RECORDED DATA:
* * *

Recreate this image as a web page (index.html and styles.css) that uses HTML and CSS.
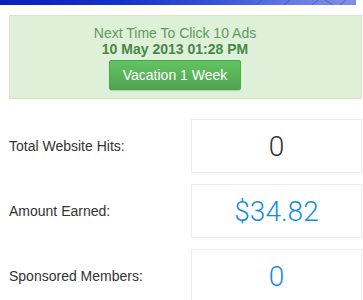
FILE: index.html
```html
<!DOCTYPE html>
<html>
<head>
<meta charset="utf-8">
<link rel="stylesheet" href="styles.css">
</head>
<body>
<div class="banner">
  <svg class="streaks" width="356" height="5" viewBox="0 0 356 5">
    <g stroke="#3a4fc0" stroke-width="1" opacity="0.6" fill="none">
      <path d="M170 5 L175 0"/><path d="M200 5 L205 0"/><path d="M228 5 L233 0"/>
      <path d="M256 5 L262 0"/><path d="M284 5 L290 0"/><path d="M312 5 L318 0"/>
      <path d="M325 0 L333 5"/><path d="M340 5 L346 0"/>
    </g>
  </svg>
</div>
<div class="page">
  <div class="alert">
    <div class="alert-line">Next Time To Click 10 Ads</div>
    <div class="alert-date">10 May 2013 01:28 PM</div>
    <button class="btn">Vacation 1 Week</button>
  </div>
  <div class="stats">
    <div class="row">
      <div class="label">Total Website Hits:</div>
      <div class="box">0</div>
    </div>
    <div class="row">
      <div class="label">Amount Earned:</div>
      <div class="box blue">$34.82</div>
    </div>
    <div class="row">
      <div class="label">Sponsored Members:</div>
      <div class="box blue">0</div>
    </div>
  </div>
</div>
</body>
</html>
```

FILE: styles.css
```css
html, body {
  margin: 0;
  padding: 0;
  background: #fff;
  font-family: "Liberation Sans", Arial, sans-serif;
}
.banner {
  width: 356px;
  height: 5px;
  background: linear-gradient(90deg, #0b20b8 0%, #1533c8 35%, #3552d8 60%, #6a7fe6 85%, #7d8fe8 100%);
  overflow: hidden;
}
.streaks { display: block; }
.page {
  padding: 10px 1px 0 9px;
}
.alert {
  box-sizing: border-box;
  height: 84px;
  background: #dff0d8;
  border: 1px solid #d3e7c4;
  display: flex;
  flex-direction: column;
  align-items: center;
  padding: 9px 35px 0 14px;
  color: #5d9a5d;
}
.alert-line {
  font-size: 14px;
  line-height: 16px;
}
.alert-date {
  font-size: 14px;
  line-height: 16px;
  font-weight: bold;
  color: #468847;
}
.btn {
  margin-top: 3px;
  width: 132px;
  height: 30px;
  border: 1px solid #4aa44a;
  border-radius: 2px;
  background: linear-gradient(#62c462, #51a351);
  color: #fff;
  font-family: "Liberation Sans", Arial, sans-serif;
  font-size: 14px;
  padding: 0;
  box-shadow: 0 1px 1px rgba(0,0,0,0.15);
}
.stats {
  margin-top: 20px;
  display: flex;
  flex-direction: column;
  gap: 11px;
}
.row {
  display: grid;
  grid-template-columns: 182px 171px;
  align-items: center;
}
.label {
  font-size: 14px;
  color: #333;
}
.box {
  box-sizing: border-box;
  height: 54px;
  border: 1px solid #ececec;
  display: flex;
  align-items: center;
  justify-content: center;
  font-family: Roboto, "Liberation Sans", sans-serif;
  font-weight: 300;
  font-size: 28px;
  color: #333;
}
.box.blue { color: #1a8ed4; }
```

* * *

Look through the data and gather every line with the string "styles" in it.

Recreate this image as a web page (index.html and styles.css) that uses HTML and CSS.
<link rel="stylesheet" href="styles.css">
FILE: styles.css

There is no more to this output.